• Dataset section:
** START **
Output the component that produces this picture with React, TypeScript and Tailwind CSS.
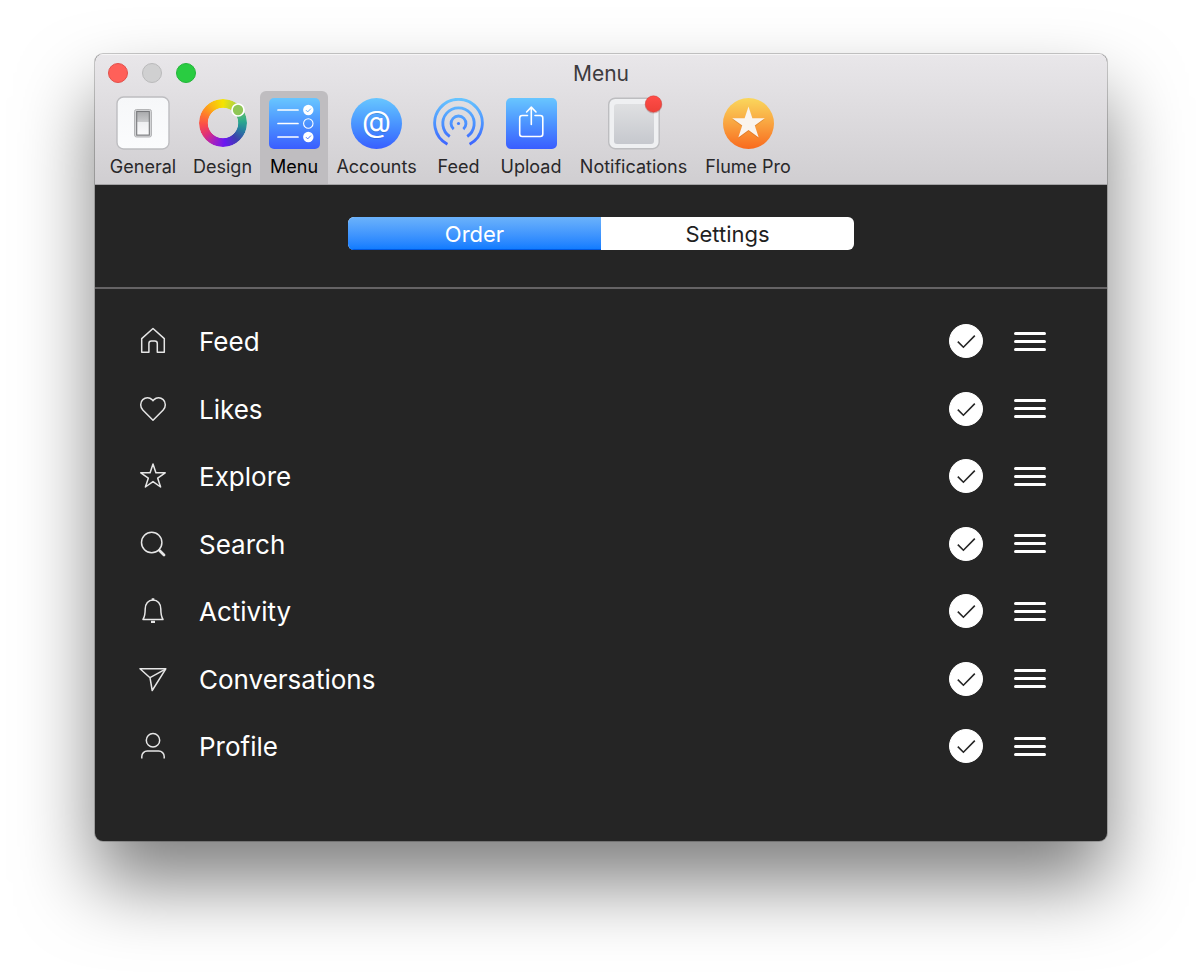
import React, { useState } from "react";

function GeneralIcon() {
  return (
    <svg width="54" height="54" viewBox="0 0 54 54" aria-hidden="true">
      <defs>
        <linearGradient id="plate" x1="0" y1="0" x2="0" y2="1">
          <stop offset="0" stopColor="#f6f7f9" />
          <stop offset="1" stopColor="#fbfcfd" />
        </linearGradient>
        <linearGradient id="rocker" x1="0" y1="0" x2="0" y2="1">
          <stop offset="0" stopColor="#a9aaac" />
          <stop offset="0.44" stopColor="#c9cacc" />
          <stop offset="0.46" stopColor="#eeeff1" />
          <stop offset="1" stopColor="#fafafb" />
        </linearGradient>
      </defs>
      <rect x="1" y="1" width="52" height="52" rx="6.5" fill="url(#plate)" stroke="#bdbdc0" strokeWidth="1.4" />
      <rect x="18.5" y="13.5" width="17" height="27.5" rx="2" fill="#d3d4d6" stroke="#b4b5b7" strokeWidth="1" />
      <rect x="20.7" y="15.5" width="12.6" height="23.6" fill="url(#rocker)" stroke="#77787b" strokeWidth="1.1" />
    </svg>
  );
}

function DesignIcon() {
  return (
    <span className="relative block size-12">
      <span className="block size-12 rounded-full bg-[conic-gradient(#f5e400_0deg,#b9d53c_30deg,#6cc067_55deg,#2ba98d_85deg,#27809f_110deg,#3c3fae_140deg,#6a17f2_175deg,#a21fc4_205deg,#dd3079_235deg,#fb4c4a_265deg,#ff7b2c_295deg,#fbb414_325deg,#f5e400_360deg)] [mask:radial-gradient(closest-side,transparent_62%,#000_65%)]" />
      <svg className="absolute left-8 top-1" width="14" height="14" viewBox="0 0 14 14" aria-hidden="true">
        <circle cx="7" cy="7" r="6" fill="#8fc657" stroke="#fff" strokeWidth="1.7" />
      </svg>
    </span>
  );
}

function Blue({ id }: { id: string }) {
  return (
    <linearGradient id={id} x1="0" y1="0" x2="0" y2="51" gradientUnits="userSpaceOnUse">
      <stop offset="0" stopColor="#68c6ff" />
      <stop offset="0.5" stopColor="#4c93ff" />
      <stop offset="1" stopColor="#3a5dff" />
    </linearGradient>
  );
}

function MenuIcon() {
  return (
    <svg width="51" height="51" viewBox="0 0 51 51" fill="none" aria-hidden="true">
      <defs><Blue id="menu-blue" /></defs>
      <rect width="51" height="51" rx="5" fill="url(#menu-blue)" />
      <path d="M9 12H29M9 25.500H29M9 39H29" stroke="#fff" strokeWidth="1.7" strokeLinecap="round" />
      <circle cx="39.300" cy="12" r="5.200" fill="#fff" />
      <circle cx="39.300" cy="25.500" r="4.700" stroke="#fff" strokeWidth="1.100" />
      <circle cx="39.300" cy="39" r="5.200" fill="#fff" />
      <path d="M37 12.200l1.700 1.700 3.200-3.300" stroke="#5fb0ff" strokeWidth="1" />
      <path d="M37 39.200l1.700 1.700 3.200-3.300" stroke="#4472ff" strokeWidth="1" />
    </svg>
  );
}

function AccountsIcon() {
  return (
    <span className="flex size-[51px] items-center justify-center rounded-full bg-linear-to-b from-[#68c6ff] to-[#3a5dff] pb-1 text-3xl leading-none text-white text-shadow-2xs">
      <span aria-hidden="true">@</span>
    </span>
  );
}

function FeedIcon() {
  return (
    <svg width="51" height="51" viewBox="0 0 52 52" fill="none" aria-hidden="true">
      <defs><Blue id="feed-blue" /></defs>
      <g stroke="url(#feed-blue)" strokeWidth="2.900">
        <path d="M14.700 47.100A24.300 24.300 0 1 1 37.300 47.100" />
        <path d="M17.100 39.300A16 16 0 1 1 34.900 39.300" />
        <path d="M21.100 31.800A7.600 7.600 0 1 1 30.900 31.800" />
      </g>
      <circle cx="26" cy="26" r="1.600" fill="#4080ff" />
    </svg>
  );
}

function UploadIcon() {
  return (
    <svg width="51" height="51" viewBox="0 0 51 51" fill="none" aria-hidden="true">
      <defs><Blue id="upload-blue" /></defs>
      <rect width="51" height="51" rx="5" fill="url(#upload-blue)" />
      <g stroke="#fff" strokeWidth="1.600" strokeLinecap="round" strokeLinejoin="round">
        <path d="M21.500 17.500H16.200a2.500 2.500 0 0 0-2.500 2.500V36a2.500 2.500 0 0 0 2.500 2.500H34.300a2.500 2.500 0 0 0 2.500-2.500V20a2.500 2.500 0 0 0-2.500-2.500H29" />
        <path d="M25.300 26.500V9.300M20.600 14l4.700-4.900 4.700 4.900" />
      </g>
    </svg>
  );
}

function NotificationsIcon() {
  return (
    <svg width="54" height="54" viewBox="0 0 54 54" className="overflow-visible" aria-hidden="true">
      <defs>
        <linearGradient id="well" x1="0" y1="0" x2="0" y2="1">
          <stop offset="0" stopColor="#dfe0e2" />
          <stop offset="1" stopColor="#c6c8ce" />
        </linearGradient>
        <linearGradient id="badge" x1="0" y1="0" x2="0" y2="1">
          <stop offset="0" stopColor="#ff4d48" />
          <stop offset="1" stopColor="#ee4038" />
        </linearGradient>
      </defs>
      <rect x="1.700" y="2.200" width="50.500" height="50.500" rx="6.500" fill="#eff0f2" stroke="#bdbdc0" strokeWidth="1.400" />
      <rect x="7" y="8" width="40" height="40" rx="3" fill="url(#well)" />
      <circle cx="46.500" cy="8.700" r="8.800" fill="#7b2a2a" opacity="0.250" />
      <circle cx="46.500" cy="8" r="8.200" fill="url(#badge)" stroke="#d2403b" strokeWidth="0.500" />
    </svg>
  );
}

function ProIcon() {
  return (
    <svg width="51" height="51" viewBox="0 0 51 51" aria-hidden="true">
      <defs>
        <linearGradient id="sunset" x1="0" y1="0" x2="0" y2="1">
          <stop offset="0" stopColor="#fad75c" />
          <stop offset="0.5" stopColor="#f9a440" />
          <stop offset="1" stopColor="#f96a1d" />
        </linearGradient>
      </defs>
      <circle cx="25.500" cy="25.500" r="25.500" fill="url(#sunset)" />
      <path transform="translate(0 1)" fill="#a8541a" opacity="0.300" d="M25.500 8.500l3.900 11.700h12.400l-10 7.300 3.900 11.900-10.200-7.400-10.200 7.400 3.900-11.900-10-7.300h12.400z" />
      <path fill="#faf4ee" d="M25.500 8.500l3.900 11.700h12.400l-10 7.300 3.900 11.900-10.200-7.400-10.200 7.400 3.900-11.900-10-7.300h12.400z" />
    </svg>
  );
}

const tools = [
  { label: "General", icon: <GeneralIcon />, width: "min-w-[84px]" },
  { label: "Design", icon: <DesignIcon />, width: "min-w-[75px]" },
  { label: "Menu", icon: <MenuIcon />, width: "min-w-[68px]" },
  { label: "Accounts", icon: <AccountsIcon />, width: "min-w-[97px]" },
  { label: "Feed", icon: <FeedIcon />, width: "min-w-[67px]" },
  { label: "Upload", icon: <UploadIcon />, width: "min-w-[78px]" },
  { label: "Notifications", icon: <NotificationsIcon />, width: "min-w-[127px]" },
  { label: "Flume Pro", icon: <ProIcon />, width: "min-w-[102px]" },
];

const rows = [
  { label: "Feed", art: <path d="M2.700 25.300V11.600L14 1.500 25.300 11.600V25.300H18.300V16.500a2.500 2.500 0 0 0-2.500-2.500H12.400a2.500 2.500 0 0 0-2.500 2.500V25.300z" /> },
  { label: "Likes", art: <path d="M14 25.200L3.800 15C1 12.100 1 7.200 3.800 4.600 6.600 2 10.600 2.200 13 4.600L14 5.700 15 4.600C17.400 2.200 21.400 2 24.200 4.600 27 7.200 27 12.100 24.200 15z" /> },
  { label: "Explore", art: <path d="M14 2l2.900 8.800H26.200L18.700 16.200 21.600 25 14 19.600 6.400 25 9.300 16.200 1.800 10.800H11.100z" /> },
  {
    label: "Search",
    art: (
      <>
        <circle cx="12.700" cy="12.500" r="10.200" />
        <path d="M19.500 19.500L22 22" />
        <path d="M20.500 20.500L25 25" strokeWidth="2.800" strokeLinecap="round" />
      </>
    ),
  },
  {
    label: "Activity",
    art: (
      <>
        <path d="M4 22.500C5.800 19.500 6.200 17 6.200 12 6.200 6.800 9.300 3 14 3s7.800 3.800 7.800 9c0 5 .4 7.500 2.200 10.500z" />
        <path d="M12.700 2.400h2.600M12 24.900h4" strokeWidth="2.200" />
      </>
    ),
  },
  {
    label: "Conversations",
    art: (
      <>
        <path d="M1 3.800H26.800L13.200 25.500 11 12.700z" />
        <path d="M11 12.700L26.500 4.200" />
      </>
    ),
  },
  {
    label: "Profile",
    art: (
      <>
        <circle cx="14" cy="8.200" r="6.700" />
        <path d="M2.800 26.500V24.500a5.500 5.500 0 0 1 5.500-5.500H19.700a5.500 5.500 0 0 1 5.500 5.500v2" />
      </>
    ),
  },
];

const segments = ["Order", "Settings"];

export default function App() {
  const [tool, setTool] = useState("Menu");
  const [segment, setSegment] = useState("Order");

  return (
    <div className="min-h-screen bg-white pt-[54px] pr-[93px] pb-[139px] pl-[95px] font-['Inter',sans-serif]">
      <main className="overflow-hidden rounded-lg bg-[#252525] pb-[61px] shadow-[0_0_0_1px_rgba(0,0,0,0.2),0_42px_75px_rgba(0,0,0,0.5)]">
        <header className="border-b border-[#a3a2a4] bg-linear-to-b from-[#e9e7ea] to-[#d0ced1] shadow-[inset_0_1px_0_#f6f5f6]">
          <div className="grid h-[37px] grid-cols-3 items-center px-[13px]">
            <div className="flex gap-3.5">
              <button aria-label="Close" className="size-5 rounded-full border border-[#e2504b] bg-[#ff6059]" />
              <button aria-label="Minimize" className="size-5 rounded-full border border-[#bababb] bg-[#d0d0d1]" />
              <button aria-label="Zoom" className="size-5 rounded-full border border-[#23b53a] bg-[#29cc41]" />
            </div>
            <h1 className="pt-0.5 text-center text-[21px] leading-6 text-[#3d3b3e]">Menu</h1>
          </div>
          <nav className="flex pl-1.5" aria-label="Preferences">
            {tools.map((t) => (
              <button
                key={t.label}
                onClick={() => setTool(t.label)}
                className={`${t.width} flex h-[93px] flex-col items-center rounded-t-md px-2 pt-1 text-lg leading-6 text-[#29282a] ${tool === t.label ? "bg-[#bfbdc0] text-black" : ""}`}
              >
                <span className="flex h-14 items-center">{t.icon}</span>
                <span className="mt-1">{t.label}</span>
              </button>
            ))}
          </nav>
        </header>

        <div className="flex h-[104px] justify-center border-b-2 border-[#656365] pt-8">
          <div role="tablist" className="grid h-[33px] w-1/2 grid-cols-2 overflow-hidden rounded-md bg-white">
            {segments.map((s) => (
              <button
                key={s}
                role="tab"
                aria-selected={segment === s}
                onClick={() => setSegment(s)}
                className={`text-[22px] leading-8 ${segment === s ? "bg-linear-to-b from-[#6bb2fb] to-[#0a7aff] text-white shadow-[inset_0_-1px_0_#0058e0]" : "text-[#1f1f1f]"}`}
              >
                {s}
              </button>
            ))}
          </div>
        </div>

        <ul className="pt-[18px] pr-[61px] pl-11">
          {rows.map((r) => (
            <li key={r.label} className="flex items-center odd:h-[68px] even:h-[67px]">
              <svg width="28" height="28" viewBox="0 0 28 28" fill="none" stroke="#e6e6e6" strokeWidth="1.5" strokeLinejoin="round" aria-hidden="true">
                {r.art}
              </svg>
              <label htmlFor={r.label} className="ml-8 flex-1 pt-0.5 text-[26px] leading-8 text-white">
                {r.label}
              </label>
              <span className="grid size-[34px] place-items-center">
                <input
                  id={r.label}
                  type="checkbox"
                  defaultChecked
                  className="peer col-start-1 row-start-1 size-[34px] appearance-none rounded-full border border-white checked:bg-white"
                />
                <svg className="pointer-events-none col-start-1 row-start-1 hidden peer-checked:block" width="34" height="34" viewBox="0 0 34 34" fill="none" stroke="#252525" strokeWidth="1.6" aria-hidden="true">
                  <path d="M8.800 17.600L14.400 23.200 25.800 11.600" />
                </svg>
              </span>
              <button aria-label={`Reorder ${r.label}`} className="ml-[31px] flex h-8 w-8 cursor-grab flex-col justify-center gap-[5px]">
                <span className="h-[3px] w-full rounded-sm bg-white" />
                <span className="h-[3px] w-full rounded-sm bg-white" />
                <span className="h-[3px] w-full rounded-sm bg-white" />
              </button>
            </li>
          ))}
        </ul>
      </main>
    </div>
  );
}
** END **
• What to work on: How many lines in the listing contain "React"? Answer with the number alone.

• Solved exercise: 2